Malu Lambert: Rethinking Sauvignon Blanc with site-driven winemaking

By , 2 April 2025

Sometimes sauvignon will surprise you. At least it’s been surprising me. South African savvy is generally approached with New World methodology: protective winemaking, ester-enhancing yeasts, exaggerated thiols/pyrazines all in a bid to produce wines that are largely a caricature of the variety, showing up in full clown make-up.

As the second most planted grape in the country at over 10,000 hectares, shouldn’t we be seeing more thoughtful renditions alongside the commercial? I am happy to report that lately more and more sauvignons with a sense of place have been filling my glass.

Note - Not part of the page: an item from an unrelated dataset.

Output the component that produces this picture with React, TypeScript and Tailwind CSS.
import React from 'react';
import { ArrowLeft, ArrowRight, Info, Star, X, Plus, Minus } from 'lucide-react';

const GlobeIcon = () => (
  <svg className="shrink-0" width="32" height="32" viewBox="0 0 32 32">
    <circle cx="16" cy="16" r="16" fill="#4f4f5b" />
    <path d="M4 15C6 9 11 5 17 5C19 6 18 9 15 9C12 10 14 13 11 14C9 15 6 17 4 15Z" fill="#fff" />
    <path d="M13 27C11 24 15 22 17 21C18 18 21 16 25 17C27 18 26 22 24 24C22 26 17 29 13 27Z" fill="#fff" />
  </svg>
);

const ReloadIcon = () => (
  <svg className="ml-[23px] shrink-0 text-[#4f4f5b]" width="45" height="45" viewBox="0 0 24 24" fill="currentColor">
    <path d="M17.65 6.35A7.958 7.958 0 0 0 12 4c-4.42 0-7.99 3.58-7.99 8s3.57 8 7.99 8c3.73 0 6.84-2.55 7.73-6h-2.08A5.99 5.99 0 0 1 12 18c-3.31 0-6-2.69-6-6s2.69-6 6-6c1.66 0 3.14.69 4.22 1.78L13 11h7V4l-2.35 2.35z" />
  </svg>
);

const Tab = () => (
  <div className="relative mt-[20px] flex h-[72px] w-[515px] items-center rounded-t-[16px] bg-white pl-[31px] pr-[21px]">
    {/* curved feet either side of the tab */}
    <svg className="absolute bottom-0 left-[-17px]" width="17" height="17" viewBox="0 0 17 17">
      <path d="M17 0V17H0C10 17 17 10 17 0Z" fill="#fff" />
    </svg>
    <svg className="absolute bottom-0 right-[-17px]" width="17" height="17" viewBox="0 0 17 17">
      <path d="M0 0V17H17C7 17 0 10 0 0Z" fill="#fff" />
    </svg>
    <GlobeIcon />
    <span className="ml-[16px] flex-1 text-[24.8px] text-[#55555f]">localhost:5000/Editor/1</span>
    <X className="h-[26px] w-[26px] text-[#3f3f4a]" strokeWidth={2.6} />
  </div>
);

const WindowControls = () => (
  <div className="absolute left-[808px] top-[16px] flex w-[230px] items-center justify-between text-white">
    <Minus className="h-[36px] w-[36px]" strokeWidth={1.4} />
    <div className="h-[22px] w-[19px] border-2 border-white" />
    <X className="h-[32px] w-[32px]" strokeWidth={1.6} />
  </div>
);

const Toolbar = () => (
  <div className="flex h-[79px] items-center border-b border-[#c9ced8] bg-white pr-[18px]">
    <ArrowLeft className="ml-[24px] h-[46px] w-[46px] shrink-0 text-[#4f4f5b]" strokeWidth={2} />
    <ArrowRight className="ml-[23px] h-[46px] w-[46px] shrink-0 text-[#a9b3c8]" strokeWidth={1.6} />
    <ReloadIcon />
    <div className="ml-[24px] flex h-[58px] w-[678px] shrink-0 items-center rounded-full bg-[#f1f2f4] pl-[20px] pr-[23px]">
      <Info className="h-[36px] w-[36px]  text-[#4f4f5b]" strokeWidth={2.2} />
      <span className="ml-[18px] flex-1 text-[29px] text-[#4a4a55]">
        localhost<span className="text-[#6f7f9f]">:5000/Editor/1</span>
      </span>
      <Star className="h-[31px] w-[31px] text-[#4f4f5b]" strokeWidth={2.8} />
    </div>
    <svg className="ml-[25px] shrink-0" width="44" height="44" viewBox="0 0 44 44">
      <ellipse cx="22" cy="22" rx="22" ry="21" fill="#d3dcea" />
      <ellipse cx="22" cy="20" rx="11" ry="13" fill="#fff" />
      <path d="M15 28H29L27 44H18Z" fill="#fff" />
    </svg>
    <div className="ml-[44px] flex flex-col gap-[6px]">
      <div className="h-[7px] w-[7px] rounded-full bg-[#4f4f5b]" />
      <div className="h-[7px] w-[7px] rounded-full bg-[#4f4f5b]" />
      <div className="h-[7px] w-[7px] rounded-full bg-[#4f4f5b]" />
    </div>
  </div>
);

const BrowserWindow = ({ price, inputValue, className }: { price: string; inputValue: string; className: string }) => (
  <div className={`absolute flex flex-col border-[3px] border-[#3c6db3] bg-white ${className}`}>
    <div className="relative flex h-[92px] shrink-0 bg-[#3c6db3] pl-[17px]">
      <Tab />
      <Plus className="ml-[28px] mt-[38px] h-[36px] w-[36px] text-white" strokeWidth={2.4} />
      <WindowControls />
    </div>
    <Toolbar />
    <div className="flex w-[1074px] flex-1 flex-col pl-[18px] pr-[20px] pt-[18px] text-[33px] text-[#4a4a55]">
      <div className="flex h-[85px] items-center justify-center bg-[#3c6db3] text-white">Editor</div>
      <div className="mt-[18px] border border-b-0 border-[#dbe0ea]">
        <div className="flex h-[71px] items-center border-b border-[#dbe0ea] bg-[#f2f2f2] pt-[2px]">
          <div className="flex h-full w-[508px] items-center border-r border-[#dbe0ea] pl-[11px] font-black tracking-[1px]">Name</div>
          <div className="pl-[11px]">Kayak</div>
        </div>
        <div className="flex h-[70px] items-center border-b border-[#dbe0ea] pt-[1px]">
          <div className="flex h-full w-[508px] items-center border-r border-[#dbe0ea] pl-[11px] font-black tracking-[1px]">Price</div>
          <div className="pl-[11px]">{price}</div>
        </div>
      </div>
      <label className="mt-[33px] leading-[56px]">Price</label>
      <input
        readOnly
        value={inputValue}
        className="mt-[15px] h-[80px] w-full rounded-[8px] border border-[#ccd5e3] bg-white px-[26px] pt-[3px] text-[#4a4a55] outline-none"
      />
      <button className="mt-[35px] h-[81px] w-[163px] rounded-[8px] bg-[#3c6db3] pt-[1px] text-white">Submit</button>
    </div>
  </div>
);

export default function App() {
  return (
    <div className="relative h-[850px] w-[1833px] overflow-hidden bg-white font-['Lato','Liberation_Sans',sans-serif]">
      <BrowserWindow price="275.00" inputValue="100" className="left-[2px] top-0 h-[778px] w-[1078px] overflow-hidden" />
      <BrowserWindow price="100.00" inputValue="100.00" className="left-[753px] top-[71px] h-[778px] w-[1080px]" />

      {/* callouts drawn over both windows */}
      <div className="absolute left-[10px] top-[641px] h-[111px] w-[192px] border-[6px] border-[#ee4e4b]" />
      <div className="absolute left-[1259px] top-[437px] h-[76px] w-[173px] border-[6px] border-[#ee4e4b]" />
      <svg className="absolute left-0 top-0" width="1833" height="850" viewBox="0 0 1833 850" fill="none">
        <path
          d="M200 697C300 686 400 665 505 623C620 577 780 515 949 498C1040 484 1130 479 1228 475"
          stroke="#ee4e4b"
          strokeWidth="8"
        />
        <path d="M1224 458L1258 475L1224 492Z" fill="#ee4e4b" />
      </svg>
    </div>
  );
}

It would be remiss not to mention Matt Day here of Klein Constantia, who has long been championing site-specific sauvignon, and doing a very good job at it, too. Though for this piece I was inspired by a series of fairly recent tastings.

Miles Mossop.

Let’s kick off with the Miles Mossop new-vintage release of Chapters; terroir-driven, single-varietal wines aptly celebrating storied vineyards. The Stellenbosch Sauvignon Blanc 2023 tasted more like a Pouilly-Fumé than a South African sauvignon. The grapes from a single block of bushvines, planted in 1986. The very same vineyard from which Mike Dobrovic of Mulderbosch sourced the fruit for his famous sauvignons. Grapes were wholebunch pressed, spontaneously fermented and matured in old oak. Stirring was employed, though malo blocked. All with the intention of ‘… expressing weight, texture, depth, which is what we get in abundance because of the nature of the old vines,’ explained Mossop.

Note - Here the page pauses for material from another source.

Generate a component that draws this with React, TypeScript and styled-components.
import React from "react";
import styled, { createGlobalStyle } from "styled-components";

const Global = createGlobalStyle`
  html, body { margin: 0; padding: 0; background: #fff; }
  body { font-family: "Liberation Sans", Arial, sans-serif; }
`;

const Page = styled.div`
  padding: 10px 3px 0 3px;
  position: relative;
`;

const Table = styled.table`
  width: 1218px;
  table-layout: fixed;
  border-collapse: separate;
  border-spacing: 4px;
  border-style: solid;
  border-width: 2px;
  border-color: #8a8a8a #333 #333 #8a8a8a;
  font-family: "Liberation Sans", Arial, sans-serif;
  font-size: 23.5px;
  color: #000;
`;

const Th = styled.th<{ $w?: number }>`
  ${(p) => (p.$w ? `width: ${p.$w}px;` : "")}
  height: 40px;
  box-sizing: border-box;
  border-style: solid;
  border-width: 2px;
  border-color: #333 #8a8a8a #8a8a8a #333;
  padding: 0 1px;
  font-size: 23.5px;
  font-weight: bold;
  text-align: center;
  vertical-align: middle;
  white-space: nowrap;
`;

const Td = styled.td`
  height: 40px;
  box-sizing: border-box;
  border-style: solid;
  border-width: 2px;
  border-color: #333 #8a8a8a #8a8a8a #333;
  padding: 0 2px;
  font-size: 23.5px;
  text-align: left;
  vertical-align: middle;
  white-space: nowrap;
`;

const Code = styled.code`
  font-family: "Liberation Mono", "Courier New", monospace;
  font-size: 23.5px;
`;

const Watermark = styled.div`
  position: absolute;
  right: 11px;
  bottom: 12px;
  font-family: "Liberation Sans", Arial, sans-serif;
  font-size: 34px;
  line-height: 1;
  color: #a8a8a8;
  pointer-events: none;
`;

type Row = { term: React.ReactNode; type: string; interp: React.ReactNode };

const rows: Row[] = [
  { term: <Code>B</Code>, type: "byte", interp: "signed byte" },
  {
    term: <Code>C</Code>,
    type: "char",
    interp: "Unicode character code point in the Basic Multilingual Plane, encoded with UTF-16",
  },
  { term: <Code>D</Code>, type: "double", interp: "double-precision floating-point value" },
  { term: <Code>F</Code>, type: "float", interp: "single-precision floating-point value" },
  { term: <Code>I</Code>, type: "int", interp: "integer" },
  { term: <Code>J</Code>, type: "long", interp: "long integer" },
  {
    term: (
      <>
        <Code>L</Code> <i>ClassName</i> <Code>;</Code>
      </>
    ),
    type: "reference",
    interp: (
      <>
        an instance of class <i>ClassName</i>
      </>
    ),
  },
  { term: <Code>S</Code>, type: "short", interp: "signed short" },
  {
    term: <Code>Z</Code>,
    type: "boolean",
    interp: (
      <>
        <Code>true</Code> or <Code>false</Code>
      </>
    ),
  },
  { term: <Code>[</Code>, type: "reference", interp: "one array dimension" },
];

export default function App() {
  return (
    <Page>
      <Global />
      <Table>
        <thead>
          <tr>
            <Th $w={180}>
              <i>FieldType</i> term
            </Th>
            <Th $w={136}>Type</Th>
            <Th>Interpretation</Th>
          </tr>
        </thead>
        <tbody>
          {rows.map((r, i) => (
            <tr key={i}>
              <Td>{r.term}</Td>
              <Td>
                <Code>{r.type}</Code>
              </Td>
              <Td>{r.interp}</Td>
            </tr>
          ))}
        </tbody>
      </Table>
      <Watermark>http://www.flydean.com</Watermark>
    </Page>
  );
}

“We’re not trying to build a wine with pyrazine, rather we’re focusing on all the other beautiful parts of sauvignon: cassis leaf, blackcurrant, tending towards the tropical with passion fruit; though essentially we’re not looking for primary fruit.” He says the site significantly informs the outcome with it being a relatively warm microclimate and aspect. Read a review here.

Not long ago I met with Angelo van Dyk of own-label Yo El Rey. Van Dyk’s ethos is to only work with organic fruit from carefully prospected sites, brought to bottle with low interventionist techniques. Just Kidding 2023 is from 20-year-old Tulbagh vines that saw natural fermentation and maturation in old oak, bottled unfiltered and unfined. The wine is defined by an electric spine of acidity.

Van Dyk reflected how he was inspired to go leftfield with sauvignon while working for an importer of wines from Austrian state Styria in London.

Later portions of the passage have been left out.